Sometimes, you have to let people go. It’s incredibly difficult but if your encounters always create friction and bad feelings, you may need to admit that perhaps that relationship had run its course. Or you need a break – try not to see the person for a couple of months and see how things are afterwards.
The whole situation is different when the people involved kill for fun and go hunting or fishing. Sometimes these ‘sports’ run in the family and are a deeply rooted part of someone’s identity. But it doesn’t mean that they don’t think about their actions. Even if it’s difficult, try to have an open conversation with them about why they like it or what is the most and the least favourite part of what they do. Be inquisitive but not judgmental, even if it makes your skin crawl. Giving them a chance to explain makes them feel heard and therefore more likely to respect your views.
Obviously, you’d like them to stop killing animals and even if you think the chances are slim, it’s not impossible. Sow some seeds of doubt in their mind – but judge it carefully. Maybe ask them if they ever feel sorry for the animal they’ve killed or injured but don’t get into a lengthy conversation – ask and let it go. Stress that you are not challenging them but are simply curious. It’s not about their answer, of course, but about the thoughts you’ve triggered in their mind.
Why does it have to be us?
You might be thinking “why does it have to be me – tiptoeing about, being careful and keeping calm?” – and you’re right, it shouldn’t be like that. However, as long as the vegan lifestyle is in a minority, we have to make more of an effort to state our case to non-vegans.

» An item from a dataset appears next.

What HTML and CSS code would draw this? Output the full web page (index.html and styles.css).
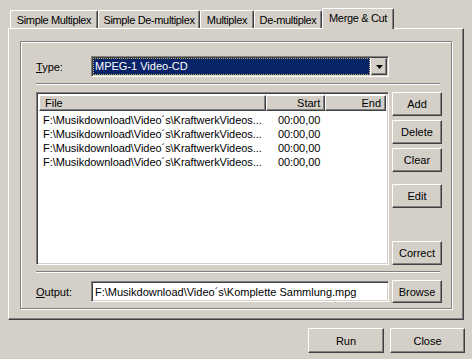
FILE: index.html
```html
<!DOCTYPE html>
<html>
<head>
<meta charset="utf-8">
<link rel="stylesheet" href="styles.css">
</head>
<body>
<div class="tabs">
  <div class="tab t1">Simple Multiplex</div>
  <div class="tab t2">Simple De-multiplex</div>
  <div class="tab t3">Multiplex</div>
  <div class="tab t4">De-multiplex</div>
  <div class="tab active">Merge &amp; Cut</div>
</div>
<div class="panel">
  <div class="group">
    <div class="row type-row">
      <span class="lbl"><u>T</u>ype:</span>
      <div class="sunken combo">
        <span class="combo-sel">MPEG-1 Video-CD</span>
        <span class="raised combo-btn"><svg width="7" height="4" viewBox="0 0 7 4"><path d="M0 0H7L3.5 4Z" fill="#000"/></svg></span>
      </div>
    </div>
    <div class="sep sep1"></div>
    <div class="list-area">
      <div class="sunken listview">
        <div class="lv-head">
          <div class="raised hcell c-file">File</div>
          <div class="raised hcell c-start">Start</div>
          <div class="raised hcell c-end">End</div>
        </div>
        <div class="lv-body">
          <div class="lv-row"><span class="cell c-file">F:\Musikdownload\Video´s\KraftwerkVideos...</span><span class="cell c-start">00:00,00</span><span class="cell c-end"></span></div>
          <div class="lv-row"><span class="cell c-file">F:\Musikdownload\Video´s\KraftwerkVideos...</span><span class="cell c-start">00:00,00</span><span class="cell c-end"></span></div>
          <div class="lv-row"><span class="cell c-file">F:\Musikdownload\Video´s\KraftwerkVideos...</span><span class="cell c-start">00:00,00</span><span class="cell c-end"></span></div>
          <div class="lv-row"><span class="cell c-file">F:\Musikdownload\Video´s\KraftwerkVideos...</span><span class="cell c-start">00:00,00</span><span class="cell c-end"></span></div>
        </div>
      </div>
      <div class="side-btns">
        <button class="raised btn side">Add</button>
        <button class="raised btn side">Delete</button>
        <button class="raised btn side">Clear</button>
        <button class="raised btn side edit">Edit</button>
        <button class="raised btn side correct">Correct</button>
      </div>
    </div>
    <div class="sep sep2"></div>
    <div class="row out-row">
      <span class="lbl"><u>O</u>utput:</span>
      <div class="sunken textbox">F:\Musikdownload\Video´s\Komplette Sammlung.mpg</div>
      <button class="raised btn browse">Browse</button>
    </div>
  </div>
</div>
<div class="footer">
  <button class="raised btn run">Run</button>
  <button class="raised btn close">Close</button>
</div>
</body>
</html>
```
FILE: styles.css
```css
* { box-sizing: border-box; }
html, body { margin: 0; padding: 0; }
body {
  background: #d4d0c8;
  width: 472px;
  height: 359px;
  overflow: hidden;
  font-family: "Liberation Sans", Arial, sans-serif;
  font-size: 11px;
  color: #000;
}
.raised {
  background: #d4d0c8;
  border: 1px solid;
  border-color: #fff #404040 #404040 #fff;
  box-shadow: inset -1px -1px #808080;
}
.sunken {
  background: #fff;
  border: 1px solid;
  border-color: #808080 #fff #fff #808080;
  box-shadow: inset 1px 1px #404040, inset -1px -1px #d4d0c8;
  padding: 1px;
}
.btn {
  font: inherit;
  color: #000;
  padding: 0;
  margin: 0;
  display: flex;
  align-items: center;
  justify-content: center;
}
.tabs {
  display: flex;
  align-items: flex-end;
  height: 20px;
  margin-top: 8px;
  padding-left: 10px;
}
.tab {
  height: 18px;
  border-top: 1px solid #fff;
  border-left: 1px solid #fff;
  border-right: 1px solid #404040;
  box-shadow: inset -1px 0 #808080;
  display: flex;
  align-items: center;
  justify-content: center;
  padding-top: 1px;
  white-space: nowrap;
  border-radius: 2px 2px 0 0;
  letter-spacing: -0.35px;
}
.t1 { width: 88px; }
.t2 { width: 102px; }
.t3 { width: 54px; }
.t4 { width: 68px; }
.tab.active {
  width: 72px;
  height: 21px;
  margin-bottom: -1px;
  position: relative;
  z-index: 1;
  background: #d4d0c8;
  padding-top: 0;
  padding-bottom: 3px;
}
.panel {
  margin-left: 8px;
  width: 456px;
  height: 292px;
  border: 1px solid;
  border-color: #fff #404040 #404040 #fff;
  box-shadow: inset -1px -1px #808080;
  padding: 12px 0 0 11px;
}
.group {
  width: 432px;
  height: 268px;
  border: 1px solid #808080;
  box-shadow: inset 1px 1px #fff, 1px 1px #fff;
  padding: 14px 0 0 15px;
  display: flex;
  flex-direction: column;
}
.row { display: flex; align-items: center; }
.lbl { width: 55px; }
.type-row { height: 21px; }
.combo {
  width: 298px;
  height: 21px;
  display: flex;
}
.combo-sel {
  flex: 1;
  background: #0a246a;
  color: #fff;
  border: 1px dotted #c8b060;
  padding-left: 1px;
  margin-right: 1px;
  display: flex;
  align-items: center;
  line-height: 13px;
}
.combo-btn {
  width: 16px;
  height: 17px;
  display: flex;
  align-items: center;
  justify-content: center;
  box-shadow: inset -1px -1px #808080, inset 1px 1px #d4d0c8;
  border-color: #d4d0c8 #404040 #404040 #d4d0c8;
}
.combo-btn svg { display: block; }
.sep {
  width: 404px;
  height: 2px;
  border-top: 1px solid #808080;
  border-bottom: 1px solid #fff;
}
.sep1 { margin-top: 6px; }
.sep2 { margin-top: 6px; }
.list-area {
  display: flex;
  margin-top: 7px;
  height: 173px;
}
.listview {
  width: 353px;
  height: 173px;
  padding: 2px;
}
.lv-head { display: flex; height: 16px; }
.hcell {
  height: 16px;
  display: flex;
  align-items: center;
  padding: 0 4px;
  white-space: nowrap;
}
.hcell.c-file { padding-left: 5px; }
.c-file { width: 228px; }
.c-start { width: 60px; justify-content: flex-end; text-align: right; }
.c-end { width: 61px; justify-content: flex-end; text-align: right; }
.lv-body { padding-top: 2px; }
.lv-row { display: flex; height: 14px; line-height: 14px; }
.cell { white-space: nowrap; overflow: hidden; padding: 0 4px; display: block; letter-spacing: -0.05px; }
.cell.c-start { padding-right: 5px; }
.side-btns {
  margin-left: 3px;
  width: 50px;
  display: flex;
  flex-direction: column;
}
.side { width: 50px; height: 24px; margin-bottom: 4px; }
.side.edit { margin-top: 8px; }
.side.correct { margin-top: auto; margin-bottom: 0; }
.out-row { margin-top: 7px; height: 23px; }
.textbox {
  width: 298px;
  height: 21px;
  display: flex;
  align-items: center;
  padding-left: 3px;
  white-space: nowrap;
}
.browse { margin-left: 3px; width: 50px; height: 23px; }
.footer {
  display: flex;
  justify-content: flex-end;
  gap: 6px;
  margin-top: 8px;
  padding-right: 7px;
}
.run { width: 76px; height: 25px; }
.close { width: 75px; height: 25px; }
```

It can be draining to maintain your lifestyle while trying to get on with everyone, even feeling lonely at times – and that’s why vegan friends are priceless. Things are so much easier when you have like-minded friends around and it’s well worth going out of your way to find some! Not to replace your old pals but to add a level of comfort to your life that only a vegan friend can bring.
So where can you find them? Try local vegan groups (search social media for meetups and events), vegan festivals, vegan cafés or volunteering for a vegan charity.